2014 GSA Annual Meeting in Vancouver, British Columbia (19–22 October 2014)

Paper No. 210-9
Presentation Time: 11:00 AM

TEXTURAL TRENDS REFINE THE LITHOSTRATIGRAPHY OF A BIOTURBATED MARINE K-PG INTERVAL, RANCOCAS CREEK, NEW JERSEY


MAZA, Zachary A.1, BUYNEVICH, Ilya V.2, MYER, George H.1, PERRY, Katherine Lynn1, WIEST, Logan A.3, GRANDSTAFF, David E.2 and TERRY Jr., Dennis O.2, (1)Earth and Environmental Science, Temple University, Philadelphia, PA 19122, (2)Department of Earth & Environmental Science, Temple University, Philadelphia, PA 19122, (3)Department of Geology, Baylor University, Waco, PA 76798

Recently reported findings from the marine glauconite-rich K-Pg succession at the Rancocas Creek site (Medford, New Jersey) presented textural evidence that supports the use of a lithologic shift as a formational boundary between the Navesink (NF) and Hornerstown (HF) Formations.
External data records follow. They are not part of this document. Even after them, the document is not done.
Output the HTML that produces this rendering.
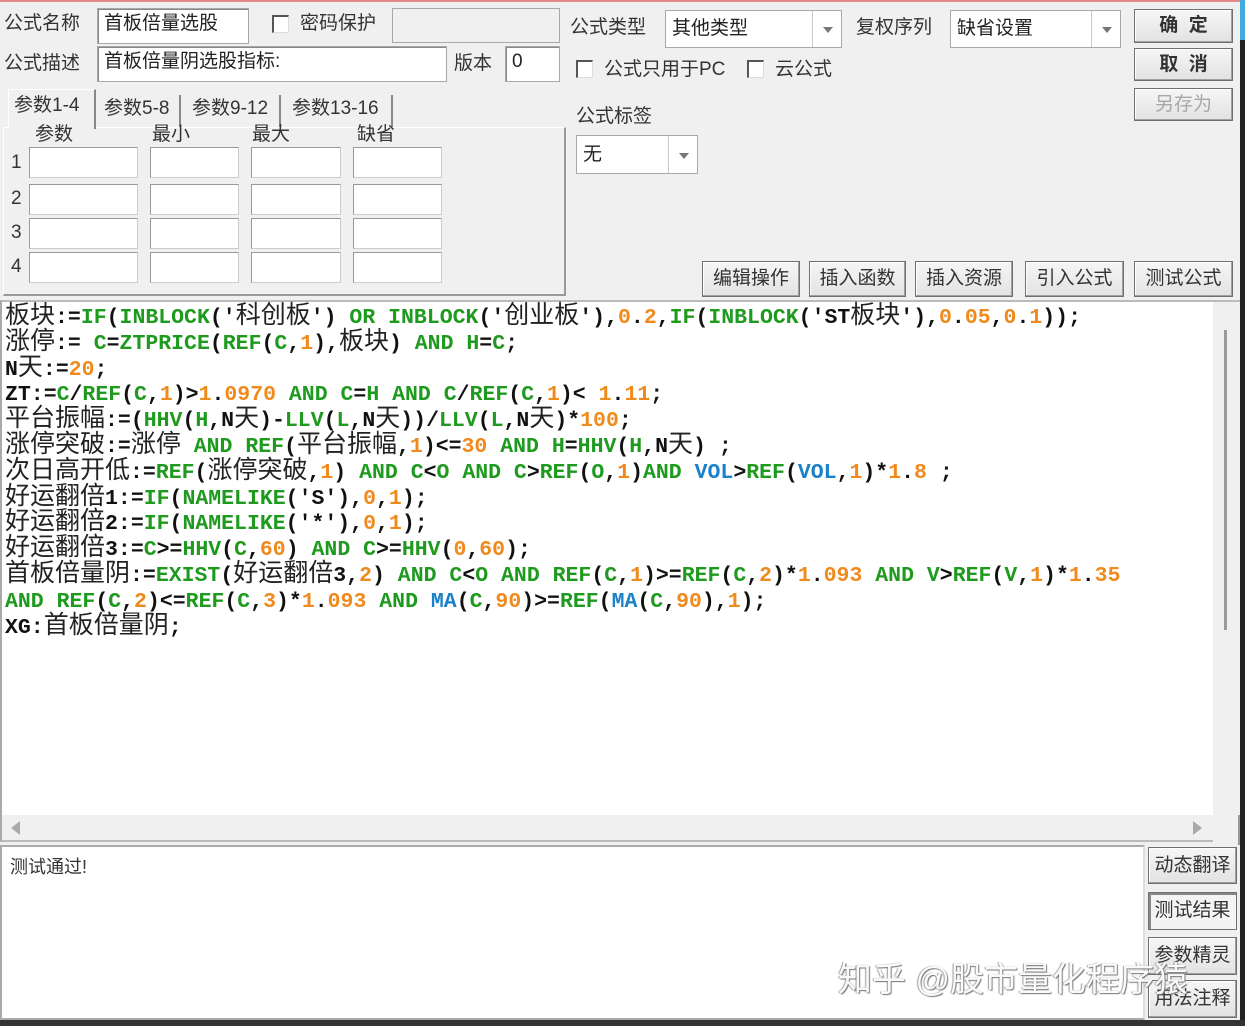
<!DOCTYPE html>
<html><head><meta charset="utf-8"><style>
*{margin:0;padding:0;box-sizing:border-box}
body{width:1245px;height:1026px;background:#f0f0f0;position:relative;overflow:hidden;font-family:"Liberation Sans","Noto Sans CJK SC",sans-serif;font-size:18px;color:#222}
.a{position:absolute}
.lbl{position:absolute;font-size:19px;line-height:24px;color:#333;white-space:nowrap}
.inp{position:absolute;background:#fff;border:1px solid #a8a8a8;box-shadow:inset 1px 1px 0 #888;font-size:19px;line-height:30px;padding-left:6px;white-space:nowrap}
.cb{position:absolute;width:17px;height:18px;background:#fff;border:1px solid #888;border-right-color:#ddd;border-bottom-color:#ddd;border-top:2px solid #555;border-left:2px solid #555}
.btn{position:absolute;background:linear-gradient(#f6f6f6,#e2e2e2);border:1px solid #707070;box-shadow:inset -1px -1px 0 #a0a0a0,inset 1px 1px 0 #fff;font-size:19px;text-align:center;color:#333;white-space:nowrap}
.combo{position:absolute;background:#fff;border:1px solid #a8a8a8;font-size:19px;padding-left:6px;white-space:nowrap}
.combo .dd{position:absolute;right:0;top:0;bottom:0;width:29px;border-left:1px solid #c8c8c8}
.combo .dd:after{content:"";position:absolute;left:10px;top:50%;margin-top:-2px;border-left:5px solid transparent;border-right:5px solid transparent;border-top:6px solid #777}
.cell{position:absolute;background:#fff;border:1px solid #999;border-bottom-color:#ccc;border-right-color:#ccc}
#code{position:absolute;left:0;top:300px;width:1213px;height:515px;background:#fff;border-top:2px solid #bbb;border-left:2px solid #aaa;padding-top:4px;padding-left:3px}
.ln{height:25.8px;line-height:25.8px;white-space:pre;font-family:"Liberation Mono",monospace;font-weight:bold;font-size:21.5px;color:#111;overflow:visible}
.ln i{font-style:normal;font-weight:normal;font-family:"Noto Sans CJK SC",sans-serif;font-size:25px;line-height:0;color:#222;letter-spacing:0px}
.g{color:#1e9a1e}.o{color:#f08a1c}.b{color:#1a82c8}
</style></head><body>
<div class="a" style="left:0;top:0;width:1245px;height:2px;background:#e28a8a"></div>
<div class="a" style="left:1240px;top:0;width:5px;height:1026px;background:#222"></div>
<div class="a" style="left:1240px;top:0;width:5px;height:40px;background:#4ad"></div>

<div class="lbl" style="left:4px;top:12px">公式名称</div>
<div class="inp" style="left:97px;top:8px;width:152px;height:36px">首板倍量选股</div>
<div class="cb" style="left:272px;top:15px"></div>
<div class="lbl" style="left:300px;top:12px">密码保护</div>
<div class="a" style="left:392px;top:8px;width:168px;height:35px;border:1px solid #a8a8a8;background:#f0f0f0"></div>
<div class="lbl" style="left:4px;top:52px">公式描述</div>
<div class="inp" style="left:97px;top:46px;width:350px;height:36px">首板倍量阴选股指标:</div>
<div class="lbl" style="left:454px;top:52px">版本</div>
<div class="inp" style="left:505px;top:46px;width:55px;height:36px">0</div>

<div class="a" style="left:3px;top:127px;width:563px;height:169px;border:1px solid #fff;border-right:2px solid #999;border-bottom:2px solid #999"></div>
<div class="a" style="left:8px;top:89px;width:88px;height:40px;background:#f0f0f0;border-top:1px solid #fff;border-left:1px solid #fff;border-right:2px solid #888"></div>
<div class="lbl" style="left:14px;top:94px">参数1-4</div>
<div class="a" style="left:97px;top:95px;width:84px;height:32px;border-right:2px solid #888"></div>
<div class="lbl" style="left:104px;top:97px">参数5-8</div>
<div class="a" style="left:183px;top:95px;width:98px;height:32px;border-right:2px solid #888"></div>
<div class="lbl" style="left:192px;top:97px">参数9-12</div>
<div class="a" style="left:283px;top:95px;width:110px;height:32px;border-right:2px solid #888"></div>
<div class="lbl" style="left:292px;top:97px">参数13-16</div>
<div class="lbl" style="left:35px;top:123px">参数</div>
<div class="lbl" style="left:152px;top:123px">最小</div>
<div class="lbl" style="left:252px;top:123px">最大</div>
<div class="lbl" style="left:357px;top:123px">缺省</div>
<div class="lbl" style="left:11px;top:151px">1</div>
<div class="lbl" style="left:11px;top:187px">2</div>
<div class="lbl" style="left:11px;top:221px">3</div>
<div class="lbl" style="left:11px;top:255px">4</div>
<div class="cell" style="left:29px;top:147px;width:109px;height:31px"></div><div class="cell" style="left:150px;top:147px;width:89px;height:31px"></div><div class="cell" style="left:251px;top:147px;width:90px;height:31px"></div><div class="cell" style="left:353px;top:147px;width:89px;height:31px"></div>
<div class="cell" style="left:29px;top:184px;width:109px;height:31px"></div><div class="cell" style="left:150px;top:184px;width:89px;height:31px"></div><div class="cell" style="left:251px;top:184px;width:90px;height:31px"></div><div class="cell" style="left:353px;top:184px;width:89px;height:31px"></div>
<div class="cell" style="left:29px;top:218px;width:109px;height:31px"></div><div class="cell" style="left:150px;top:218px;width:89px;height:31px"></div><div class="cell" style="left:251px;top:218px;width:90px;height:31px"></div><div class="cell" style="left:353px;top:218px;width:89px;height:31px"></div>
<div class="cell" style="left:29px;top:252px;width:109px;height:31px"></div><div class="cell" style="left:150px;top:252px;width:89px;height:31px"></div><div class="cell" style="left:251px;top:252px;width:90px;height:31px"></div><div class="cell" style="left:353px;top:252px;width:89px;height:31px"></div>

<div class="lbl" style="left:570px;top:16px">公式类型</div>
<div class="combo" style="left:665px;top:10px;width:177px;height:38px;line-height:36px">其他类型<div class="dd"></div></div>
<div class="lbl" style="left:856px;top:16px">复权序列</div>
<div class="combo" style="left:950px;top:10px;width:171px;height:38px;line-height:36px">缺省设置<div class="dd"></div></div>
<div class="btn" style="left:1134px;top:9px;width:99px;height:34px;line-height:32px;font-weight:bold">确&nbsp;&nbsp;定</div>
<div class="btn" style="left:1134px;top:48px;width:99px;height:33px;line-height:31px;font-weight:bold">取&nbsp;&nbsp;消</div>
<div class="btn" style="left:1134px;top:88px;width:99px;height:33px;line-height:31px;color:#a8a8a8">另存为</div>
<div class="cb" style="left:576px;top:60px"></div>
<div class="lbl" style="left:604px;top:58px">公式只用于PC</div>
<div class="cb" style="left:747px;top:60px"></div>
<div class="lbl" style="left:775px;top:58px">云公式</div>
<div class="lbl" style="left:576px;top:105px">公式标签</div>
<div class="combo" style="left:576px;top:135px;width:122px;height:39px;line-height:37px">无<div class="dd"></div></div>
<div class="btn" style="left:702px;top:261px;width:98px;height:36px;line-height:34px">编辑操作</div>
<div class="btn" style="left:809px;top:261px;width:97px;height:36px;line-height:34px">插入函数</div>
<div class="btn" style="left:915px;top:261px;width:98px;height:36px;line-height:34px">插入资源</div>
<div class="btn" style="left:1025px;top:261px;width:99px;height:36px;line-height:34px">引入公式</div>
<div class="btn" style="left:1134px;top:261px;width:99px;height:36px;line-height:34px">测试公式</div>

<div id="code">
<div class="ln"><i>板块</i>:=<span class="g">IF</span>(<span class="g">INBLOCK</span>('<i>科创板</i>') <span class="g">OR INBLOCK</span>('<i>创业板</i>'),<span class="o">0</span>.<span class="o">2</span>,<span class="g">IF</span>(<span class="g">INBLOCK</span>('ST<i>板块</i>'),<span class="o">0</span>.<span class="o">05</span>,<span class="o">0</span>.<span class="o">1</span>));</div>
<div class="ln"><i>涨停</i>:= <span class="g">C</span>=<span class="g">ZTPRICE</span>(<span class="g">REF</span>(<span class="g">C</span>,<span class="o">1</span>),<i>板块</i>) <span class="g">AND H</span>=<span class="g">C</span>;</div>
<div class="ln">N<i>天</i>:=<span class="o">20</span>;</div>
<div class="ln">ZT:=<span class="g">C</span>/<span class="g">REF</span>(<span class="g">C</span>,<span class="o">1</span>)&gt;<span class="o">1</span>.<span class="o">0970</span> <span class="g">AND C</span>=<span class="g">H AND C</span>/<span class="g">REF</span>(<span class="g">C</span>,<span class="o">1</span>)&lt; <span class="o">1</span>.<span class="o">11</span>;</div>
<div class="ln"><i>平台振幅</i>:=(<span class="g">HHV</span>(<span class="g">H</span>,N<i>天</i>)-<span class="g">LLV</span>(<span class="g">L</span>,N<i>天</i>))/<span class="g">LLV</span>(<span class="g">L</span>,N<i>天</i>)*<span class="o">100</span>;</div>
<div class="ln"><i>涨停突破</i>:=<i>涨停</i> <span class="g">AND REF</span>(<i>平台振幅</i>,<span class="o">1</span>)&lt;=<span class="o">30</span> <span class="g">AND H</span>=<span class="g">HHV</span>(<span class="g">H</span>,N<i>天</i>) ;</div>
<div class="ln"><i>次日高开低</i>:=<span class="g">REF</span>(<i>涨停突破</i>,<span class="o">1</span>) <span class="g">AND C</span>&lt;<span class="g">O AND C</span>&gt;<span class="g">REF</span>(<span class="g">O</span>,<span class="o">1</span>)<span class="g">AND</span> <span class="b">VOL</span>&gt;<span class="g">REF</span>(<span class="b">VOL</span>,<span class="o">1</span>)*<span class="o">1</span>.<span class="o">8</span> ;</div>
<div class="ln"><i>好运翻倍</i>1:=<span class="g">IF</span>(<span class="g">NAMELIKE</span>('S'),<span class="o">0</span>,<span class="o">1</span>);</div>
<div class="ln"><i>好运翻倍</i>2:=<span class="g">IF</span>(<span class="g">NAMELIKE</span>('*'),<span class="o">0</span>,<span class="o">1</span>);</div>
<div class="ln"><i>好运翻倍</i>3:=<span class="g">C</span>&gt;=<span class="g">HHV</span>(<span class="g">C</span>,<span class="o">60</span>) <span class="g">AND C</span>&gt;=<span class="g">HHV</span>(<span class="o">0</span>,<span class="o">60</span>);</div>
<div class="ln"><i>首板倍量阴</i>:=<span class="g">EXIST</span>(<i>好运翻倍</i>3,<span class="o">2</span>) <span class="g">AND C</span>&lt;<span class="g">O AND REF</span>(<span class="g">C</span>,<span class="o">1</span>)&gt;=<span class="g">REF</span>(<span class="g">C</span>,<span class="o">2</span>)*<span class="o">1</span>.<span class="o">093</span> <span class="g">AND V</span>&gt;<span class="g">REF</span>(<span class="g">V</span>,<span class="o">1</span>)*<span class="o">1</span>.<span class="o">35</span></div>
<div class="ln"><span class="g">AND REF</span>(<span class="g">C</span>,<span class="o">2</span>)&lt;=<span class="g">REF</span>(<span class="g">C</span>,<span class="o">3</span>)*<span class="o">1</span>.<span class="o">093</span> <span class="g">AND</span> <span class="b">MA</span>(<span class="g">C</span>,<span class="o">90</span>)&gt;=<span class="g">REF</span>(<span class="b">MA</span>(<span class="g">C</span>,<span class="o">90</span>),<span class="o">1</span>);</div>
<div class="ln">XG:<i>首板倍量阴</i>;</div>
</div>
<div class="a" style="left:1213px;top:300px;width:27px;height:515px;background:#f0f0f0;border-top:2px solid #bbb"></div>
<div class="a" style="left:1224px;top:330px;width:3px;height:300px;background:#9a9a9a"></div>
<div class="a" style="left:0;top:815px;width:1213px;height:27px;background:#f0f0f0;border-left:2px solid #aaa;border-bottom:2px solid #bbb"></div>
<div class="a" style="left:11px;top:821px;border-top:7px solid transparent;border-bottom:7px solid transparent;border-right:9px solid #aaa"></div>
<div class="a" style="left:1193px;top:821px;border-top:7px solid transparent;border-bottom:7px solid transparent;border-left:9px solid #aaa"></div>
<div class="a" style="left:1213px;top:815px;width:27px;height:30px;background:#f0f0f0;border-right:2px solid #999"></div>

<div class="a" style="left:0;top:845px;width:1145px;height:175px;background:#fff;border:2px solid #aaa;border-right-color:#ddd"></div>
<div class="a" style="left:10px;top:853px;font-size:18px;color:#333">测试通过!</div>
<div class="btn" style="left:1148px;top:847px;width:89px;height:37px;line-height:35px">动态翻译</div>
<div class="btn" style="left:1148px;top:892px;width:89px;height:38px;line-height:36px;background:#f4f4f4;box-shadow:inset 2px 2px 0 #888">测试结果</div>
<div class="btn" style="left:1148px;top:937px;width:89px;height:38px;line-height:36px">参数精灵</div>
<div class="btn" style="left:1148px;top:980px;width:89px;height:38px;line-height:36px">用法注释</div>
<div class="a" style="left:838px;top:952px;font-size:34px;color:#fafafa;text-shadow:1px 1px 1px #777,-1px 0 1px #999;white-space:nowrap">知乎 @股市量化程序猿</div>
<div class="a" style="left:0;top:1020px;width:1245px;height:6px;background:#333"></div>
</body></html>
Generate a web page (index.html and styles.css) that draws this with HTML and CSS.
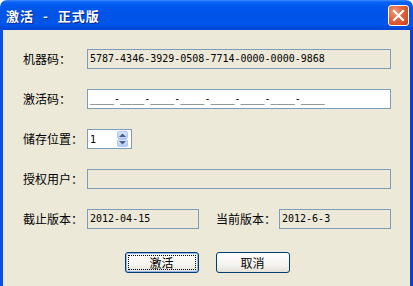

Traditionally based on an observable color change in outcrops (= 0 cm reference), the NF/HF contact has implications for constraining the K-Pg event boundary and associated thanatocoenosis along the Atlantic Coastal Plain. This study presents a new granulometric and low-field magnetic susceptibility (MS) dataset from an adjacent outcrop that spans the formational boundary and extends the textural trends up-section into the Paleogene deposits. A 5-cm point sampling was used to differentiate between Thalassinoides isp. burrow fill and the enclosing matrix. Within the matrix, the following sand-fraction shift occurs ~15 cm above the color change: 1) 12% reduction in median grain size; 2) 11% improvement in sorting; 3) 44% decrease in skewness (slightly more negative in skewness than the NF, possibly due to increased glauconite maturity and content) and 4) 14% increase in MS values. These trends confirm the affinity of HF matrix and NF burrow fill and support the placement of the formational contact at +15 cm. Applications of similar integrated approach at other K-Pg localities along the New Jersey Coastal Plain, both along and across the depositional gradient, will aid regional lithostratigraphic correlation.